The crux of this presentation is - as Cause4's David Johnson put it - "speaking the same language". He was slightly more tactful than I will be. This is not about doing the right thing. This is about how to say what they want to hear. Less Gryffindor. More 🐍.

Private sector sponsorship can be seen as a lucrative alternative to public sector funding. But - and this is important - all that money is already spoken for. Often years in advance. These companies know exactly where every penny is going to be spent. And every one of those pennies is ferociously guarded by a department, and their existing agency relationships. 

So how do you go about prying the pennies loose? 

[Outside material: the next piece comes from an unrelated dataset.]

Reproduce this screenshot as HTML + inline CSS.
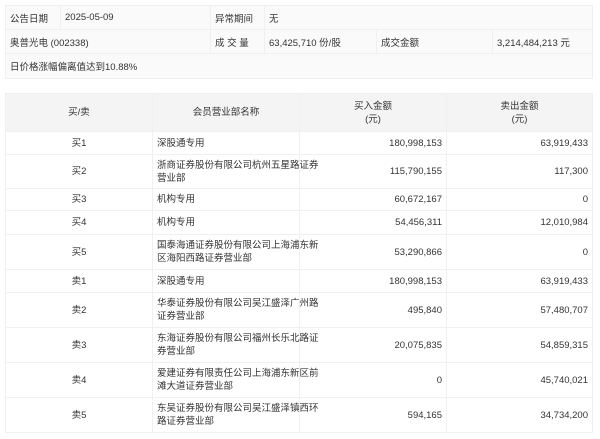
<!DOCTYPE html>
<html><head><meta charset="utf-8"><style>
body{margin:0;background:#fff;width:600px;height:439px;overflow:hidden;font-family:"Liberation Sans","Noto Sans CJK SC",sans-serif;font-size:9.5px;color:#333}
table{border-collapse:collapse;position:absolute;left:5px;width:588px;table-layout:fixed}
td{border:1px solid #f0f0f0;padding:0 4px;white-space:nowrap}
#t1{top:5px;background:#fafafa}
#t1 td{height:23px}
#t2{top:93px}
#t2 td{line-height:13px}
#t2 .h td{background:#f4f4f4;text-align:center;height:37px}
.c{text-align:center}.r{text-align:right}
</style></head><body>
<table id="t1">
<colgroup><col style="width:55px"><col style="width:150px"><col style="width:54px"><col style="width:112px"><col style="width:116px"><col></colgroup>
<tr><td>公告日期</td><td>2025-05-09</td><td>异常期间</td><td colspan="3">无</td></tr>
<tr><td colspan="2">奥普光电 (002338)</td><td>成 交 量</td><td>63,425,710 份/股</td><td>成交金额</td><td>3,214,484,213 元</td></tr>
<tr><td colspan="6" style="height:24px">日价格涨幅偏离值达到10.88%</td></tr>
</table>
<table id="t2">
<colgroup><col style="width:147px"><col style="width:147px"><col style="width:147px"><col></colgroup>
<tr class="h"><td>买/卖</td><td>会员营业部名称</td><td>买入金额<br>(元)</td><td>卖出金额<br>(元)</td></tr>
<tr style="height:23px"><td class="c">买1</td><td>深股通专用</td><td class="r">180,998,153</td><td class="r">63,919,433</td></tr>
<tr style="height:34px"><td class="c">买2</td><td>浙商证券股份有限公司杭州五星路证券<br>营业部</td><td class="r">115,790,155</td><td class="r">117,300</td></tr>
<tr style="height:22px"><td class="c">买3</td><td>机构专用</td><td class="r">60,672,167</td><td class="r">0</td></tr>
<tr style="height:24px"><td class="c">买4</td><td>机构专用</td><td class="r">54,456,311</td><td class="r">12,010,984</td></tr>
<tr style="height:35px"><td class="c">买5</td><td>国泰海通证券股份有限公司上海浦东新<br>区海阳西路证券营业部</td><td class="r">53,290,866</td><td class="r">0</td></tr>
<tr style="height:23px"><td class="c">卖1</td><td>深股通专用</td><td class="r">180,998,153</td><td class="r">63,919,433</td></tr>
<tr style="height:35px"><td class="c">卖2</td><td>华泰证券股份有限公司吴江盛泽广州路<br>证券营业部</td><td class="r">495,840</td><td class="r">57,480,707</td></tr>
<tr style="height:35px"><td class="c">卖3</td><td>东海证券股份有限公司福州长乐北路证<br>券营业部</td><td class="r">20,075,835</td><td class="r">54,859,315</td></tr>
<tr style="height:35px"><td class="c">卖4</td><td>爱建证券有限责任公司上海浦东新区前<br>滩大道证券营业部</td><td class="r">0</td><td class="r">45,740,021</td></tr>
<tr style="height:35px"><td class="c">卖5</td><td>东吴证券股份有限公司吴江盛泽镇西环<br>路证券营业部</td><td class="r">594,165</td><td class="r">34,734,200</td></tr>
</table>
</body></html>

The first argument is that you reach lots of people. The challenge here: you're directly competing against the marketing budget. You'll put their logo in front of a thousand people! For the same amount of money, they can put it in front of ten thousand with Facebook ads. And before you scoff, how is putting their name on a brochure or in the back of flyer any more appealing? There needs to be a baseline - of course - but reach alone shouldn't be the crux of your pitch.

The second is much richer ground: you reach the right people. As an arts and culture body, you can connect with the audiences that sponsors would love to impress. Millennials. BAME communities. Children. (That last feels particularly Slytherin, but it needn't be - think about Change4Life and the good it does with sponsor funding). Other, non-demographic, markets are more easily reached through sponsorship than conventional marketing - teachers, for example. 

That will take some research. As will the third: you do what they want to be doing. Every private sector partner has an agenda, and, with research, you can decipher it. Do they have a new brand mission, all about creativity? Are they releasing white papers about innovation? Did they kick off a TV campaign highlighting their local history? Your work could help them prove these points. The reverse is also true. Did they just move their headquarters to Frankfurt? Your work could help them soften the reputational blow.

And, of course, it is the right thing to do. Don't drop this entirely - that, and your own passion, are the big difference between you and those ten thousand Facebook ads. Use your story as the hook to draw them in, but emphasise how it is relevant to them. 

There are also ways to shape your pitch to show how you won't cost much. Again, don't compete with their strengths: their marketing team exists to deliver reach (and brand-specific messages) on a carefully-negotiated budget. Where can you add value? It could be simple. Art in reception goes a long way. Creative workshops for their employees. Your venue for their AGM. David referenced a local theatre company that shared job listings for their clients.

The reverse is also true - what are ways a sponsor could help you that aren't cash? When you log into the wireless at every Caffe Nero, there's a little box with a hot tip from CyberAware. Terrific right-place/right-time media placement that helps achieve the campaign's goals and doesn't cost the partner a thing. That's a behaviour change campaign, butyou can see how a similar pitch for (free) (owned) media could help your Wider Engagement goals.

There are also some functional boxes you'll need to tick.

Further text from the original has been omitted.